= Records for processing =
>> start

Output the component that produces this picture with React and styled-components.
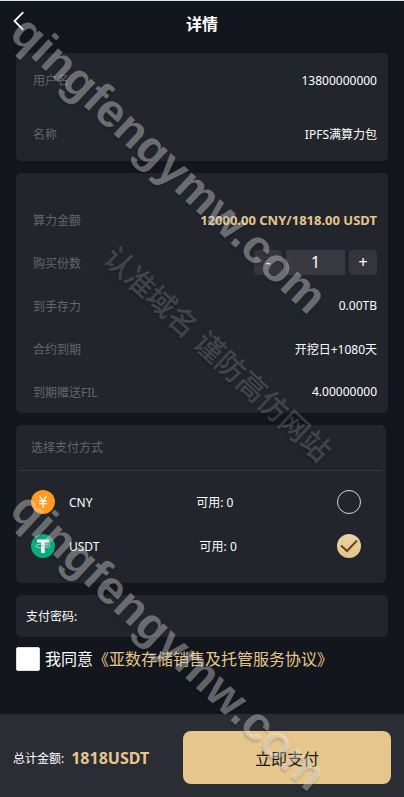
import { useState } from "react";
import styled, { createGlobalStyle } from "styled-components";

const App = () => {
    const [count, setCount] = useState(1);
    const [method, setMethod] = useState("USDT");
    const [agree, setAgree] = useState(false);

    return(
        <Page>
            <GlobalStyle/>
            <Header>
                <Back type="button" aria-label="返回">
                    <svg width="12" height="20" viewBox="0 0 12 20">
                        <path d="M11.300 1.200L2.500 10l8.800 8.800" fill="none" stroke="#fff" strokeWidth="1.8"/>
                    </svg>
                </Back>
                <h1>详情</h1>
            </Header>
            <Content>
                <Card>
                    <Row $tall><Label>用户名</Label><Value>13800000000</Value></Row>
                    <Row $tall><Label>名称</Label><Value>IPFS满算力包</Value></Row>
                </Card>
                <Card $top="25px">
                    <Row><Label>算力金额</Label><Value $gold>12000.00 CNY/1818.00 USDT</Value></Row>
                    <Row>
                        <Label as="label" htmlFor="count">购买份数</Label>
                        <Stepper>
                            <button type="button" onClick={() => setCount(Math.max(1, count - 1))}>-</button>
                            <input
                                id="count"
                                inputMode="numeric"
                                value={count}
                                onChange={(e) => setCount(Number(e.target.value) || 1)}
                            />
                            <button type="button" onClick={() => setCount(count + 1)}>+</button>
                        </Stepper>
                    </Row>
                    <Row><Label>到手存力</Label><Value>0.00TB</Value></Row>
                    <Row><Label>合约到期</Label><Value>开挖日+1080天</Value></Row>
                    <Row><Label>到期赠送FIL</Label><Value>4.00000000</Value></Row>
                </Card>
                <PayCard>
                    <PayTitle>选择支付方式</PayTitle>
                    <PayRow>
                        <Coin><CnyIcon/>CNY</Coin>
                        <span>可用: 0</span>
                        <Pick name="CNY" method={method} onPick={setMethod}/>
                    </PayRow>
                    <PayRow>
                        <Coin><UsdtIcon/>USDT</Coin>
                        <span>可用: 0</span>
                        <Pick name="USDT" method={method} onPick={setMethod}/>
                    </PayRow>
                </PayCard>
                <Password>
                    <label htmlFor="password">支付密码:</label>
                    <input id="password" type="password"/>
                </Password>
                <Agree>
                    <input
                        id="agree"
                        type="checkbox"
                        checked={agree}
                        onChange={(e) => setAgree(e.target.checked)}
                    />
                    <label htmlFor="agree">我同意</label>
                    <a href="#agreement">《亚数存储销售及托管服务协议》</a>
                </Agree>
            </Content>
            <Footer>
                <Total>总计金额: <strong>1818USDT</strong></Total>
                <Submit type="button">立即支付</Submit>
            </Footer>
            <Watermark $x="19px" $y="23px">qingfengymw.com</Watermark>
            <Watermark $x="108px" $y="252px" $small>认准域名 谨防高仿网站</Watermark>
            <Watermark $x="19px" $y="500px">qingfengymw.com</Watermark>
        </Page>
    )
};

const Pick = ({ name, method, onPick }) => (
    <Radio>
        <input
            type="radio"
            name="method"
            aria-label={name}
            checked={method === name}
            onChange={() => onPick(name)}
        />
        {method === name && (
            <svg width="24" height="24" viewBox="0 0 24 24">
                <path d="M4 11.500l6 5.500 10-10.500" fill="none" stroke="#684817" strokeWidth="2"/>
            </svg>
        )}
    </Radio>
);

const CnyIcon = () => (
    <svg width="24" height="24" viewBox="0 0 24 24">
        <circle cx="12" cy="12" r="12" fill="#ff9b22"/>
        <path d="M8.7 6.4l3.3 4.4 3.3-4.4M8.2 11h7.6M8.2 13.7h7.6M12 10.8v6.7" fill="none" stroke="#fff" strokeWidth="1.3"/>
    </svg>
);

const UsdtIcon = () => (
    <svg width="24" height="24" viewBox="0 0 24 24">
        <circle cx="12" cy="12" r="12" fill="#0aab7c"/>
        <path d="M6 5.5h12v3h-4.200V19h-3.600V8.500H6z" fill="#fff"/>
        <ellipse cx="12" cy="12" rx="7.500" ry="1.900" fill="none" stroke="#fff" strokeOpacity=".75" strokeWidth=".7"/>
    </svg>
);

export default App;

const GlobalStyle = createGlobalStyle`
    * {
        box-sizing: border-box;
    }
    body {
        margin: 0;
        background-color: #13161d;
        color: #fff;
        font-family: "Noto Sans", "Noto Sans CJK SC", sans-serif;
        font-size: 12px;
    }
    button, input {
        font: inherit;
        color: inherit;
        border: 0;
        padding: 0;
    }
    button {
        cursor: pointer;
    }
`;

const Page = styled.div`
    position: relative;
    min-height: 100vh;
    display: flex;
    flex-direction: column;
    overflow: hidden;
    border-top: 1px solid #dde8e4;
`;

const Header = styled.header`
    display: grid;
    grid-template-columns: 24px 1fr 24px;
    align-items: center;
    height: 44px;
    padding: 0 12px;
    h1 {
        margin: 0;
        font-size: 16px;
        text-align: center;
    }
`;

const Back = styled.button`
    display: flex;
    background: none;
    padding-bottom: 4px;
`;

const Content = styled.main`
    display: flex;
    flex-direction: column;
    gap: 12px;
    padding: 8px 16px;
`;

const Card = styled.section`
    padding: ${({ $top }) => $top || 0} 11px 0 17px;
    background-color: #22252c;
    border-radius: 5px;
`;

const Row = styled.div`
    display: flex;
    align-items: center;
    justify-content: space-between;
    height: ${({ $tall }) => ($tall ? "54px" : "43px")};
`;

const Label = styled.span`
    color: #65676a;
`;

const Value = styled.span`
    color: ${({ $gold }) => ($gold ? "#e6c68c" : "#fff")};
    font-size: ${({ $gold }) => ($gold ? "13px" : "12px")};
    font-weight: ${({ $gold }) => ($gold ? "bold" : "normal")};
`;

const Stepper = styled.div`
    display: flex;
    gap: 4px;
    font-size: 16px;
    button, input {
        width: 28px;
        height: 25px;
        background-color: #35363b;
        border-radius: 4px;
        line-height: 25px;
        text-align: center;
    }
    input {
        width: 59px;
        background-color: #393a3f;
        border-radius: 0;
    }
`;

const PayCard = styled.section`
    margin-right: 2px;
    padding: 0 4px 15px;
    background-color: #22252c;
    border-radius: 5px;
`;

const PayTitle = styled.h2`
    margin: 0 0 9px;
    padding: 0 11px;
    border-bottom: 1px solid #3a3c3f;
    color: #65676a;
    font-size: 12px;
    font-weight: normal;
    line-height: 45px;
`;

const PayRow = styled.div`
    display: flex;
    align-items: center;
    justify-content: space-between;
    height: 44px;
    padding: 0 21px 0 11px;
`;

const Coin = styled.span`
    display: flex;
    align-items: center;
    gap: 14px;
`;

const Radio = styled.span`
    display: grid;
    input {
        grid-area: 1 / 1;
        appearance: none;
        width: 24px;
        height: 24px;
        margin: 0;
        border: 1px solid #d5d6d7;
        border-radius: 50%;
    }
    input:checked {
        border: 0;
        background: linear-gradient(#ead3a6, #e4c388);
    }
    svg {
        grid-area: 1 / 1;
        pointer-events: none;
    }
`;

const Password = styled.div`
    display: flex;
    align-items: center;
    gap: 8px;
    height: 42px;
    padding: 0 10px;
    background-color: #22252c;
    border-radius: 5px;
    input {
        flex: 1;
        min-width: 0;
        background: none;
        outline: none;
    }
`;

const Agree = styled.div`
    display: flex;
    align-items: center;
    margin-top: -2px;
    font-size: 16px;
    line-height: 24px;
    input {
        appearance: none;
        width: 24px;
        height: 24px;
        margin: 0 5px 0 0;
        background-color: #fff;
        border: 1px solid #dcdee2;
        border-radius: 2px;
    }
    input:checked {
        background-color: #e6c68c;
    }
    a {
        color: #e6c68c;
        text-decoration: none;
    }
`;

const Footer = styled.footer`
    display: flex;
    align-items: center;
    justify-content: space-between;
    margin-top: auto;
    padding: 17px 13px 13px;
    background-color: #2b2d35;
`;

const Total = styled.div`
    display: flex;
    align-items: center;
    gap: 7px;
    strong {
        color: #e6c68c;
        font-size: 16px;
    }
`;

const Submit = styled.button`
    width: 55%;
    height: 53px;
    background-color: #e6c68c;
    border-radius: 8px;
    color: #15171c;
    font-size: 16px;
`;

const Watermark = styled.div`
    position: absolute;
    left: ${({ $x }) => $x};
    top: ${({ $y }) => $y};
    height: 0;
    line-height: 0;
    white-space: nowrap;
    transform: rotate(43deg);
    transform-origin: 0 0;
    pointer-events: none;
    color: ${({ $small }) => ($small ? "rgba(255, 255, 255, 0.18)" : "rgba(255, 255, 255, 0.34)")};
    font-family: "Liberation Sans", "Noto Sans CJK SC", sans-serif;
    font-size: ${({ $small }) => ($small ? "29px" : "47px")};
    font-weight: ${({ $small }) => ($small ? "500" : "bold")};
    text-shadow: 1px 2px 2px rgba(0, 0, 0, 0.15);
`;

>> end
>> start

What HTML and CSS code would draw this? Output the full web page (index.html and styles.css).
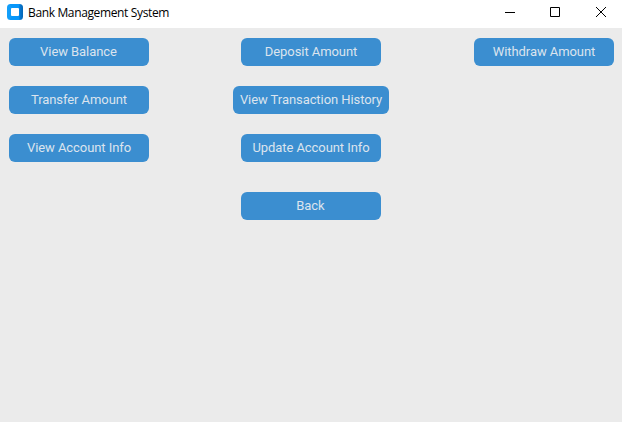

>> end

= Stated exercise =
Reproduce the entries exactly, from the line with "Output the component" to the line with "const [agree, setAgree]", both lines included, keeping no pictures.

= Task solution =
Output the component that produces this picture with React and styled-components.
import { useState } from "react";
import styled, { createGlobalStyle } from "styled-components";

const App = () => {
    const [count, setCount] = useState(1);
    const [method, setMethod] = useState("USDT");
    const [agree, setAgree] = useState(false);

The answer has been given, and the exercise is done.